Government has advised people in affected areas to move to higher ground. "There are some homesteads that are resisting [relocation], while others want to do so when the situation gets severe," Malala said.
Nathan Morule, who works in the capital, Gaborone, but was originally from Shakawe, north of the Okavango Delta on the border with Namibia, told IRIN: "I drove home [to Shakawe] on Sunday [22 March] evening to pick up my family and move my belongings to Kasane [on the border with Namibia’s Caprivi Strip].
"The situation there [Shakawe] is very dire. The government says the floods will worsen. There have been floods before, but those who saw them say it has never been like this. I saw it with my own eyes – houses, offices, fields, roads, just everything is submerged in water. Everyone just cannot understand what is happening," Morule said.
Heavy rains in Zambia are stoking cholera in the country, according to an update by the UN Disaster Management Team on 27 March. The provinces most affected by flooding are Western, Eastern, Lusaka, Central and parts of Northern.

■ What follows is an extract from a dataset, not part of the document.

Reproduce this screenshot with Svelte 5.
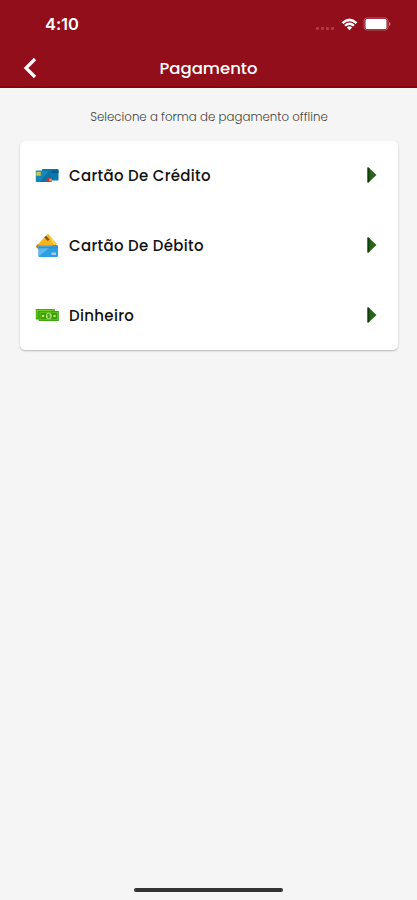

"The cholera situation had marginally improved, but is on the upswing again due to the continued rainy spell. In the Southern Province, Siavonga district has reported new cases of cholera and there are also reports from Eastern Province, in the rural areas," the update said.
The health ministry reported 6,624 cases from September 2008 to 26 March 2009, of which 140 were fatal.
The UN Office for the Coordination of Humanitarian Affairs said in a regional report released on 27 March that flooding in Angola had killed in 21 people and affected 200,000 people in the provinces of Cunene, Kuando Kubango, Moxico, Malange, Bie, Huambo and Lunda Sul. 

''In some instances, military air and boat rescue have been required to evacuate the worst affected and isolated areas''

"The number is likely to increase once assessment teams are able reach areas made inaccessible by the floods. In some instances, military air and boat rescue have been required to evacuate the worst affected and isolated areas," the update said.
The government has set aside US$10 million for flood response measures and is also providing six cargo planes to deliver emergency supplies.
UN agencies have already allocated US$ 600,000 of their own funding, "However, given that the number and needs of affected is likely to increase, UNICEF [the UN Children’s Agency], WHO [World Health Organization] and IOM [International Organization for Migration] have issued a US$ 2.3 million CERF [Central Emergency Response Fund] request to secure additional funding," the report said.